Four days after the murder, Eve Dallas and her team set out to reexamine the case of the murdered judge and social worker. However, before she sets out, the alarm to the Swisher’s house is triggered. She races over to the Upper West Side. She finds the scene poorly guarded, and after yelling at a couple police officers, enters the property herself, weapon drawn.

In the locked car, Nixie calls Roarke to say the killers have drawn in Dallas and he should come soon. Dallas calls for backup, but none of her technology appears to be working.
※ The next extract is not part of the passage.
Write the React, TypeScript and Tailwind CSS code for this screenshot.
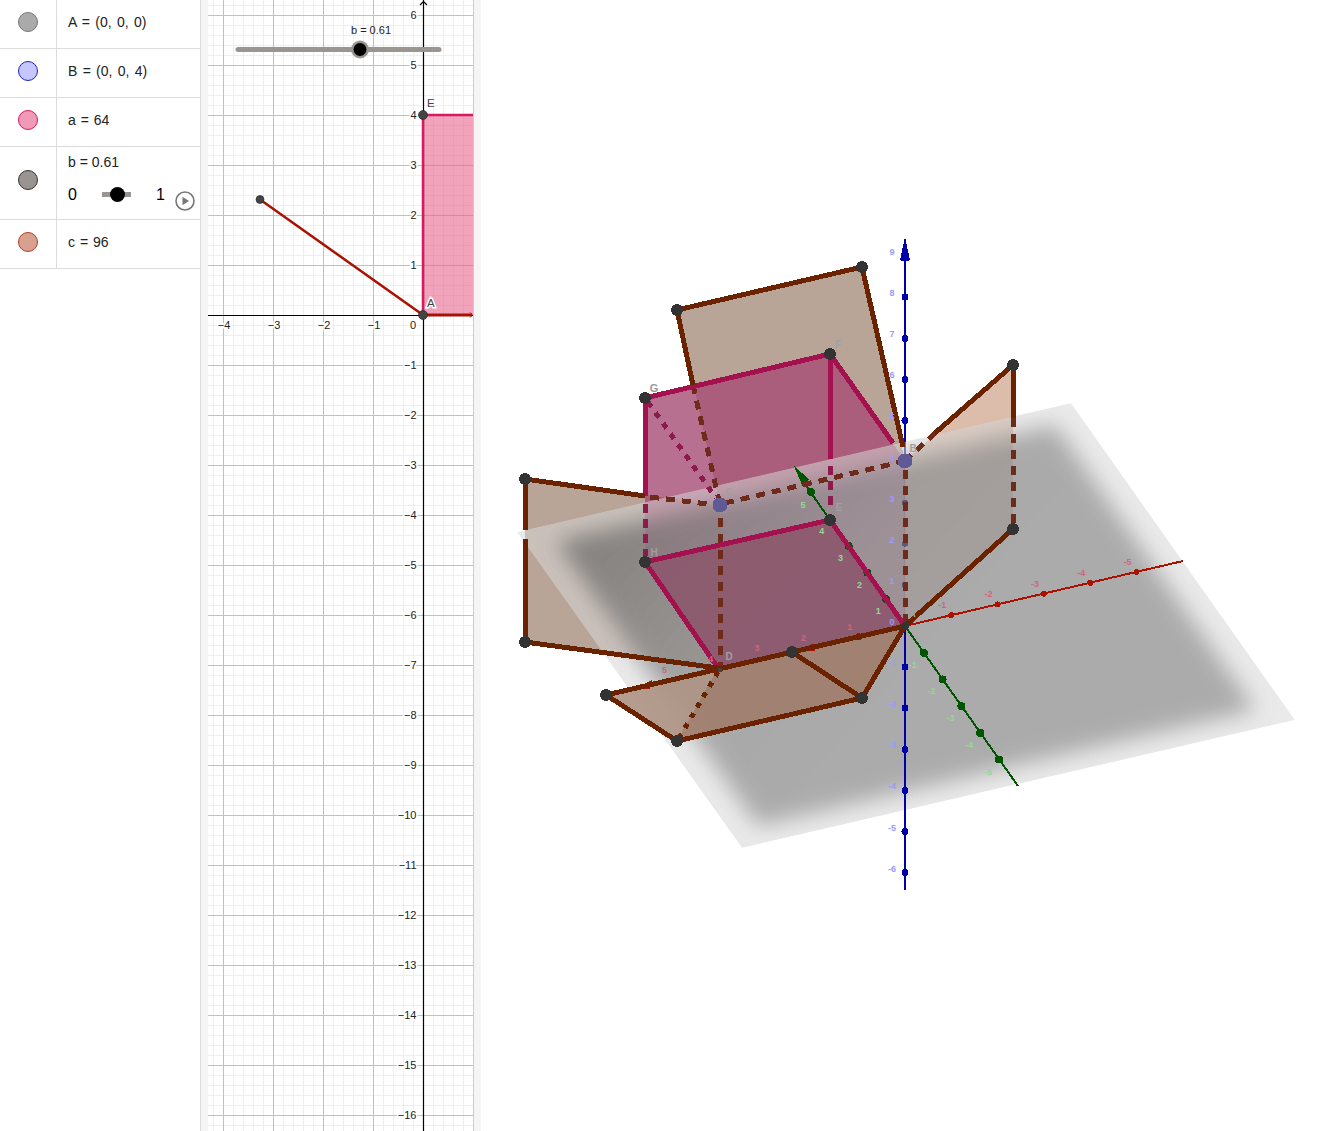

Dallas fires on one killer, disabling him, then fights hand-to-hand with Jilly Isenberry, whose neck snaps after Dallas throws her down the stairs. Roarke and many police storm the property, getting into a shootout with the remaining killer. They find Roger Kirkendall alive but injured in the kitchen. Then they raid Roger’s secret command center.

Dallas counsels Nixie that her house will never be the same, but what really matters is the memories of her family she carries with her all the time.